Yes, Multihash.verify(data) does compute the digest of data according to the function indicated by the multihash instance, then it compares it against the digest in the instance. But currently it just compares that the multihash digest is a prefix of the data digest, so that truncated multihashes can still be used for veifying data.

What I guess I should do instead is just a normal comparison of the multihash digest with the data digest, thus a truncated multihash would fail to validate the data which was used to create its original, full version. This seems to be what go-multihash does indeed (except for identity hashes, which it refuses to truncate as you mentioned).

Stebalien commented 1 year ago

Yes. Specifically, if you were using go-multihash here, you would:

  1. Get the length+codec of the multihash to be verified.
  2. Compute a new hash of the data with that length/codec.
  3. Compare.

In the case of identity hashes, step 2 would fail because the identity hash function would refuse to truncate the data.

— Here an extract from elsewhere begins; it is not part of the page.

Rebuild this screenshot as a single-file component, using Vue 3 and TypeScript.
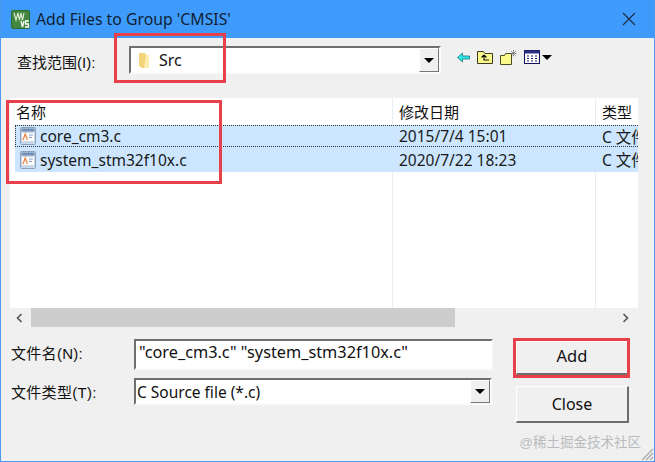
<script setup lang="ts">
interface FileRow { name: string; date: string; type: string; focus: boolean }
const files: FileRow[] = [
  { name: 'core_cm3.c', date: '2015/7/4 15:01', type: 'C 文件', focus: true },
  { name: 'system_stm32f10x.c', date: '2020/7/22 18:23', type: 'C 文件', focus: false },
]
</script>

<template>
  <div class="dialog">
    <header class="titlebar">
      <svg class="logo" width="19" height="19" viewBox="0 0 19 19">
        <rect width="19" height="19" rx="2" fill="#2f6f36" />
        <rect x="1" y="1" width="17" height="17" rx="1.500" fill="#44883f" />
        <path d="M3 3l2 7 2-7M7 3l1.500 7L10 3M10 3l1.500 7L13 3" stroke="#d8e8d0" stroke-width="1.200" fill="none" />
        <path d="M10 11l1.500 6 1.500-6" stroke="#fff" stroke-width="1.300" fill="none" />
        <path d="M18 11h-3.500v3h3v3h-3.500" stroke="#fff" stroke-width="1.300" fill="none" />
      </svg>
      <span class="title">Add Files to Group 'CMSIS'</span>
      <svg class="close-x" width="14" height="14" viewBox="0 0 14 14">
        <path d="M1 1l12 12M13 1L1 13" stroke="#1c2c44" stroke-width="1.100" />
      </svg>
    </header>

    <div class="body">
      <div class="look-row">
        <label class="look-label">查找范围(I):</label>
        <div class="combo look-combo">
          <svg class="folder" width="14" height="17" viewBox="0 0 14 17">
            <path d="M1 1h6l1 2h3v13H4L1 14z" fill="#f3d478" />
            <path d="M8 3h3v13H6z" fill="#fdeeb0" />
          </svg>
          <span class="look-value">Src</span>
          <span class="drop"><i class="tri"></i></span>
        </div>
        <div class="tools">
          <svg width="13" height="11" viewBox="0 0 13 11">
            <path d="M0.500 5.500L5.500 1v3h7v3h-7v3z" fill="#2fe6e6" stroke="#167a80" stroke-width="0.800" />
          </svg>
          <svg width="16" height="14" viewBox="0 0 16 14">
            <path d="M0.500 13.500V1.500h6l1.500 2h7.500v10z" fill="#fbf98c" stroke="#3a3a20" />
            <path d="M7 5L4.500 7.500M7 5l2.500 2.500M7 5v5h5" stroke="#111" stroke-width="1.100" fill="none" />
          </svg>
          <svg width="17" height="15" viewBox="0 0 17 15">
            <path d="M0.500 14.500V5.500h4l1-2h6v11z" fill="#fbf98c" stroke="#4a4a28" />
            <path d="M13.500 0v7M10 3.500h7M11 1l5 5M16 1l-5 5" stroke="#444" stroke-width="0.800" stroke-dasharray="1 0.700" />
          </svg>
          <div class="view-btn">
            <svg width="16" height="14" viewBox="0 0 16 14">
              <rect x="0.500" y="0.500" width="15" height="13" fill="#fff" stroke="#12125a" />
              <rect x="0.500" y="0.500" width="15" height="3" fill="#2b2f86" />
              <path d="M3 6h2M7 6h2M11 6h2M3 8.500h2M7 8.500h2M11 8.500h2M3 11h2M7 11h2M11 11h2" stroke="#1c1c66" stroke-width="1.200" />
            </svg>
            <i class="tri"></i>
          </div>
        </div>
      </div>

      <div class="list">
        <div class="grid-row head">
          <span class="cell name-cell">名称</span>
          <span class="cell date-cell">修改日期</span>
          <span class="cell type-cell">类型</span>
        </div>
        <div v-for="f in files" :key="f.name" class="grid-row item" :class="{ focus: f.focus }">
          <span class="cell name-cell">
            <svg class="file-ic" width="16" height="18" viewBox="0 0 16 18">
              <rect x="0.500" y="0.500" width="15" height="17" rx="1" fill="#c9d8e8" stroke="#8ea0b5" />
              <rect x="1.500" y="1.500" width="13" height="3" fill="#6f8fb5" />
              <rect x="2" y="6" width="12" height="8" fill="#fdfdfd" />
              <path d="M3 13l2.200-6 2.200 6" stroke="#e8803a" stroke-width="1.200" fill="none" />
              <path d="M9 8h4M9 10.500h3" stroke="#7f9cc4" />
            </svg>
            {{ f.name }}
          </span>
          <span class="cell date-cell">{{ f.date }}</span>
          <span class="cell type-cell">{{ f.type }}</span>
        </div>
        <div class="grid-row filler">
          <span class="name-cell"></span>
          <span class="date-cell"></span>
          <span class="type-cell"></span>
        </div>
      </div>

      <div class="scrollbar">
        <svg class="arrow" width="7" height="10" viewBox="0 0 7 10">
          <path d="M5.500 1L1.500 5l4 4" stroke="#555" stroke-width="1.600" fill="none" />
        </svg>
        <div class="thumb"></div>
        <svg class="arrow right" width="7" height="10" viewBox="0 0 7 10">
          <path d="M1.500 1l4 4-4 4" stroke="#555" stroke-width="1.600" fill="none" />
        </svg>
      </div>

      <div class="form">
        <div class="fields">
          <div class="field name-field">
            <label>文件名(N):</label>
            <div class="input name-input">"core_cm3.c" "system_stm32f10x.c"</div>
          </div>
          <div class="field type-field">
            <label>文件类型(T):</label>
            <div class="combo type-combo">
              <span class="type-value">C Source file (*.c)</span>
              <span class="drop"><i class="tri"></i></span>
            </div>
          </div>
        </div>
        <div class="buttons">
          <button class="btn add">Add</button>
          <button class="btn close">Close</button>
        </div>
      </div>
    </div>

    <div class="mark box1"></div>
    <div class="mark box2"></div>
    <div class="mark box3"></div>
    <span class="watermark">@稀土掘金技术社区</span>
    <svg class="grip" width="15" height="15" viewBox="0 0 15 15">
      <path d="M14 3L3 14M14 7L7 14M14 11l-3 3" stroke="#a8a8a8" stroke-width="1.200" />
    </svg>
  </div>
</template>

<style>
html, body { margin: 0; background: #f0f0f0; }
</style>

<style scoped>
.dialog {
  position: relative;
  width: 655px;
  height: 462px;
  box-sizing: border-box;
  display: flex;
  flex-direction: column;
  background: #f0f0f0;
  border: solid #4a9bef;
  border-width: 0 1px 1px 1px;
  overflow: hidden;
  font-family: "Liberation Sans", "Noto Sans CJK SC", sans-serif;
  font-size: 15px;
  color: #111;
}
.titlebar {
  height: 38px;
  flex: none;
  display: flex;
  align-items: center;
  background: #3f9bfb;
  padding: 0 18px 0 10px;
}
.logo { flex: none; }
.title { margin-left: 6px; font-size: 15.800px; color: #0f1e33; font-family: "Noto Sans", "Noto Sans CJK SC", sans-serif; }
.close-x { margin-left: auto; }
.body { flex: 1; display: flex; flex-direction: column; padding: 0 16px 0 9px; min-height: 0; }

.look-row { height: 60px; display: flex; align-items: flex-start; flex: none; }
.look-label { margin: 15px 0 0 7px; width: 112px; font-size: 15px; line-height: 20px; white-space: nowrap; }
.combo {
  position: relative;
  box-sizing: border-box;
  background: #fff;
  display: flex;
  align-items: center;
  border: 2px solid;
  border-color: #6f6f6f #fafafa #fafafa #6f6f6f;
}
.look-combo { width: 312px; height: 28px; margin-top: 8px; padding-left: 7px; }
.folder { flex: none; }
.look-value { margin-left: 7px; font-family: "Noto Sans", sans-serif; font-size: 16px; }
.drop {
  position: absolute;
  right: 0;
  top: 0;
  bottom: 0;
  width: 20px;
  box-sizing: border-box;
  background: #f0f0f0;
  border: 1px solid;
  border-color: #fff #777 #777 #fff;
  display: flex;
  align-items: center;
  justify-content: center;
}
.tri {
  display: block;
  width: 0;
  height: 0;
  border: solid transparent;
  border-width: 5px 5px 0;
  border-top-color: #000;
}
.tools { display: flex; align-items: center; margin: 10px 0 0 16px; gap: 7px; height: 18px; }
.view-btn { display: flex; align-items: center; gap: 2px; }

.list { height: 210px; flex: none; background: #fff; display: flex; flex-direction: column; width: 628px; overflow: hidden; }
.grid-row { display: grid; grid-template-columns: 382px 203px 43px; }
.cell { display: flex; align-items: center; padding-left: 6px; white-space: nowrap; overflow: hidden; font-size: 15.500px; font-family: "Noto Sans", "Noto Sans CJK SC", sans-serif; color: #1a1a1a; }
.head { height: 27px; }
.head .cell { font-size: 15px; color: #111; }
.date-cell, .type-cell { border-left: 1px solid #e6eef5; }
.item { background: #cce6ff; box-sizing: border-box; margin-left: 5px; grid-template-columns: 377px 203px 43px; }
.item.focus { height: 22px; border-top: 1px dotted #333; border-bottom: 1px dotted #333; border-left: 1px dotted #333; grid-template-columns: 376px 203px 43px; }
.item:not(.focus) { height: 25px; }
.item .name-cell { padding-left: 5px; gap: 4px; }
.item.focus .name-cell { padding-left: 4px; }
.item .date-cell, .item .type-cell { border-left-color: #cce6ff; }
.file-ic { flex: none; }
.filler { flex: 1; }

.scrollbar { height: 19px; flex: none; display: flex; align-items: center; width: 628px; }
.arrow { margin-left: 6px; flex: none; }
.thumb { margin-left: 8px; width: 424px; height: 19px; background: #cdcdcd; }
.arrow.right { margin-left: auto; margin-right: 9px; }

.form { display: flex; flex: none; }
.fields { width: 484px; flex: none; }
.field { display: flex; align-items: flex-start; }
.field label { width: 123px; margin-left: 1px; font-size: 15px; letter-spacing: 0.300px; line-height: 20px; flex: none; white-space: nowrap; }
.name-field { margin-top: 12px; height: 39px; }
.name-field label { margin-top: 5px; }
.type-field { height: 27px; }
.type-field label { margin-top: 5px; }
.input {
  box-sizing: border-box;
  background: #fff;
  width: 359px;
  height: 31px;
  border: 2px solid;
  border-color: #6f6f6f #fafafa #fafafa #6f6f6f;
  padding-left: 3px;
  line-height: 22px;
  font-family: "Noto Sans", sans-serif;
  font-size: 16.300px;
  white-space: nowrap;
}
.type-combo { width: 358px; height: 27px; padding-left: 1px; font-family: "Noto Sans", sans-serif; font-size: 15.500px; }
.buttons { display: flex; flex-direction: column; margin: 14px 0 0 22px; }
.btn {
  box-sizing: border-box;
  width: 113px;
  background: #f0f0f0;
  border: 1px solid;
  border-color: #fff #6c6c6c #6c6c6c #fff;
  border-width: 1px 2px 2px 1px;
  font-family: "Noto Sans", sans-serif;
  font-size: 16px;
  color: #111;
  padding: 0;
}
.add { height: 34px; padding-bottom: 4px; font-size: 16.500px; }
.close { height: 37px; margin-top: 11px; }

.mark { position: absolute; border: 3px solid #e8404a; box-sizing: border-box; }
.box1 { left: 113px; top: 33px; width: 112px; height: 50px; }
.box2 { left: 5px; top: 100px; width: 216px; height: 84px; }
.box3 { left: 512px; top: 338px; width: 117px; height: 40px; }
.watermark { position: absolute; right: 13px; top: 431px; font-size: 13.500px; color: #b9bcbf; }
.grip { position: absolute; right: 0; bottom: 0; }
</style>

ivilata commented 1 year ago

Thanks for the info! A few notes on the behavior of go-multihash for myself:

$ echo -n foo | go run multihash/main.go
QmRJzsvyCQyizr73Gmms8ZRtvNxmgqumxc2KUp71dfEmoj
$ echo -n foo | go run multihash/main.go -c QmRJzsvyCQyizr73Gmms8ZRtvNxmgqumxc2KUp71dfEmoj
OK checksums match (-q for no output)
$ echo -n bar | go run multihash/main.go -c QmRJzsvyCQyizr73Gmms8ZRtvNxmgqumxc2KUp71dfEmoj
error: computed checksum did not match
exit status 1
$ echo -n foo | go run multihash/main.go -l 128
kTLD3bg3qrtRoGHJ78fxaNAX
$ echo -n foo | go run multihash/main.go -c kTLD3bg3qrtRoGHJ78fxaNAX
error: computed checksum did not match
exit status 1
echo -n foo | go run multihash/main.go -c kTLD3bg3qrtRoGHJ78fxaNAX -l 128
OK checksums match (-q for no output)
$ echo -n foo | go run multihash/main.go -a identity
163NSr
$ echo -n foo | go run multihash/main.go -a identity -c 163NSr
OK checksums match (-q for no output)
$ echo -n foo | go run multihash/main.go -a identity -l 16
error: the length of the identity hash (0) must be equal to the length of the data (3)
exit status 1
$ echo -n foo | go run multihash/main.go -a identity -l 24
error: the length of the identity hash (0) must be equal to the length of the data (3)
exit status 1
ivilata commented 1 year ago

So I split the solution in two commits: one to have two different methods of verification (strict comparison of digests vs. prefix comparison) in commit f91f31da, which the user needs to explicitly choose, and 0ed71cca for the proper addition of the identity hash function (0x00 as per multicodec/table.csv). And identity multihashes can't neither be truncated nor verify by prefix.

See examples in the doctests for Multihash.{verify,verify_truncated,truncate}.

I hope that this does the job, please reopen otherwise. Thanks!